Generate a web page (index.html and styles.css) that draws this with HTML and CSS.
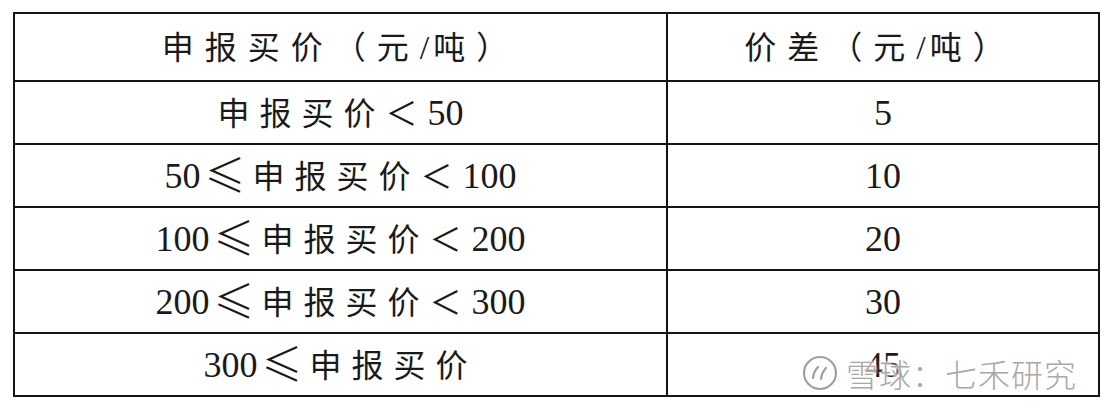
FILE: index.html
```html
<!DOCTYPE html>
<html lang="zh">
<head>
<meta charset="utf-8">
<link rel="stylesheet" href="styles.css">
</head>
<body>
<div class="page">
  <table class="grid">
    <tr class="head">
      <td class="c1"><span class="cjk">申报买价（元</span><span class="sl">/</span><span class="cjk">吨）</span></td>
      <td class="c2"><span class="cjk">价差（元</span><span class="sl">/</span><span class="cjk">吨）</span></td>
    </tr>
    <tr class="r">
      <td class="c1"><span class="cjk">申报买价＜</span><span class="num">50</span></td>
      <td class="c2"><span class="num">5</span></td>
    </tr>
    <tr class="r">
      <td class="c1"><span class="num">50</span><span class="sym">≤</span><span class="cjk">申报买价＜</span><span class="num">100</span></td>
      <td class="c2"><span class="num">10</span></td>
    </tr>
    <tr class="r">
      <td class="c1"><span class="num">100</span><span class="sym">≤</span><span class="cjk">申报买价＜</span><span class="num">200</span></td>
      <td class="c2"><span class="num">20</span></td>
    </tr>
    <tr class="r">
      <td class="c1"><span class="num">200</span><span class="sym">≤</span><span class="cjk">申报买价＜</span><span class="num">300</span></td>
      <td class="c2"><span class="num">30</span></td>
    </tr>
    <tr class="r last">
      <td class="c1"><span class="num">300</span><span class="sym">≤</span><span class="cjk">申报买价</span></td>
      <td class="c2"><span class="num">45</span></td>
    </tr>
  </table>
  <div class="watermark">
    <svg class="logo" width="36" height="40" viewBox="0 0 36 40">
      <circle cx="18" cy="20" r="16" fill="none" stroke="#a0a0a0" stroke-width="2.2"/>
      <path d="M11 25 Q11.5 19 16 14" fill="none" stroke="#a0a0a0" stroke-width="2.2" stroke-linecap="round"/>
      <path d="M19 26 Q19.5 20 24 15" fill="none" stroke="#a0a0a0" stroke-width="2.2" stroke-linecap="round"/>
    </svg>
    <span class="wm-text">雪球：七禾研究</span>
  </div>
</div>
</body>
</html>
```

FILE: styles.css
```css
html, body {
  margin: 0;
  padding: 0;
  background: #ffffff;
}
.page {
  position: relative;
  width: 1108px;
  height: 408px;
  padding: 12px 0 0 13px;
  box-sizing: border-box;
}
.grid {
  border-collapse: collapse;
  width: 1087px;
  table-layout: fixed;
  color: #1a1a1a;
}
.grid td {
  border: 2px solid #141414;
  text-align: center;
  vertical-align: middle;
  padding: 0;
  white-space: nowrap;
  line-height: 1;
}
.grid .c1 { width: 651px; }
.head td { height: 66px; font-size: 32px; }
.r td { height: 61px; font-size: 32px; }
.cjk {
  font-family: "Noto Sans CJK SC", sans-serif;
  font-weight: 400;
  letter-spacing: 10px;
}
.head .cjk { letter-spacing: 11px; }
.head .c2 { padding-right: 6px; }
.sym {
  display: inline-block;
  width: 32px;
  margin: 0 12px 0 8px;
  text-align: center;
  font-family: "Noto Sans CJK SC", sans-serif;
  font-weight: 300;
  font-size: 34px;
  transform: scale(1.2, 1.3);
}
.sl {
  font-family: "Liberation Serif", serif;
  font-size: 34px;
  letter-spacing: 4px;
}
.num {
  font-family: "Liberation Serif", serif;
  font-size: 36px;
  letter-spacing: 0;
}
.watermark {
  position: absolute;
  left: 802px;
  top: 350px;
  display: flex;
  align-items: center;
  gap: 8px;
}
.logo { display: block; }
.wm-text {
  font-family: "Noto Sans CJK SC", sans-serif;
  font-weight: 300;
  font-size: 32px;
  letter-spacing: 1px;
  color: #a8a8a8;
  text-shadow: 0 0 2px #fff, 0 0 3px #fff, 0 0 4px #fff;
}
```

## [Objective]
All the lines above are to be reproduced exactly, except the pictures.

## [Full answer]
Generate a web page (index.html and styles.css) that draws this with HTML and CSS.
FILE: index.html
```html
<!DOCTYPE html>
<html lang="zh">
<head>
<meta charset="utf-8">
<link rel="stylesheet" href="styles.css">
</head>
<body>
<div class="page">
  <table class="grid">
    <tr class="head">
      <td class="c1"><span class="cjk">申报买价（元</span><span class="sl">/</span><span class="cjk">吨）</span></td>
      <td class="c2"><span class="cjk">价差（元</span><span class="sl">/</span><span class="cjk">吨）</span></td>
    </tr>
    <tr class="r">
      <td class="c1"><span class="cjk">申报买价＜</span><span class="num">50</span></td>
      <td class="c2"><span class="num">5</span></td>
    </tr>
    <tr class="r">
      <td class="c1"><span class="num">50</span><span class="sym">≤</span><span class="cjk">申报买价＜</span><span class="num">100</span></td>
      <td class="c2"><span class="num">10</span></td>
    </tr>
    <tr class="r">
      <td class="c1"><span class="num">100</span><span class="sym">≤</span><span class="cjk">申报买价＜</span><span class="num">200</span></td>
      <td class="c2"><span class="num">20</span></td>
    </tr>
    <tr class="r">
      <td class="c1"><span class="num">200</span><span class="sym">≤</span><span class="cjk">申报买价＜</span><span class="num">300</span></td>
      <td class="c2"><span class="num">30</span></td>
    </tr>
    <tr class="r last">
      <td class="c1"><span class="num">300</span><span class="sym">≤</span><span class="cjk">申报买价</span></td>
      <td class="c2"><span class="num">45</span></td>
    </tr>
  </table>
  <div class="watermark">
    <svg class="logo" width="36" height="40" viewBox="0 0 36 40">
      <circle cx="18" cy="20" r="16" fill="none" stroke="#a0a0a0" stroke-width="2.2"/>
      <path d="M11 25 Q11.5 19 16 14" fill="none" stroke="#a0a0a0" stroke-width="2.2" stroke-linecap="round"/>
      <path d="M19 26 Q19.5 20 24 15" fill="none" stroke="#a0a0a0" stroke-width="2.2" stroke-linecap="round"/>
    </svg>
    <span class="wm-text">雪球：七禾研究</span>
  </div>
</div>
</body>
</html>
```

FILE: styles.css
```css
html, body {
  margin: 0;
  padding: 0;
  background: #ffffff;
}
.page {
  position: relative;
  width: 1108px;
  height: 408px;
  padding: 12px 0 0 13px;
  box-sizing: border-box;
}
.grid {
  border-collapse: collapse;
  width: 1087px;
  table-layout: fixed;
  color: #1a1a1a;
}
.grid td {
  border: 2px solid #141414;
  text-align: center;
  vertical-align: middle;
  padding: 0;
  white-space: nowrap;
  line-height: 1;
}
.grid .c1 { width: 651px; }
.head td { height: 66px; font-size: 32px; }
.r td { height: 61px; font-size: 32px; }
.cjk {
  font-family: "Noto Sans CJK SC", sans-serif;
  font-weight: 400;
  letter-spacing: 10px;
}
.head .cjk { letter-spacing: 11px; }
.head .c2 { padding-right: 6px; }
.sym {
  display: inline-block;
  width: 32px;
  margin: 0 12px 0 8px;
  text-align: center;
  font-family: "Noto Sans CJK SC", sans-serif;
  font-weight: 300;
  font-size: 34px;
  transform: scale(1.2, 1.3);
}
.sl {
  font-family: "Liberation Serif", serif;
  font-size: 34px;
  letter-spacing: 4px;
}
.num {
  font-family: "Liberation Serif", serif;
  font-size: 36px;
  letter-spacing: 0;
}
.watermark {
  position: absolute;
  left: 802px;
  top: 350px;
  display: flex;
  align-items: center;
  gap: 8px;
}
.logo { display: block; }
.wm-text {
  font-family: "Noto Sans CJK SC", sans-serif;
  font-weight: 300;
  font-size: 32px;
  letter-spacing: 1px;
  color: #a8a8a8;
  text-shadow: 0 0 2px #fff, 0 0 3px #fff, 0 0 4px #fff;
}
```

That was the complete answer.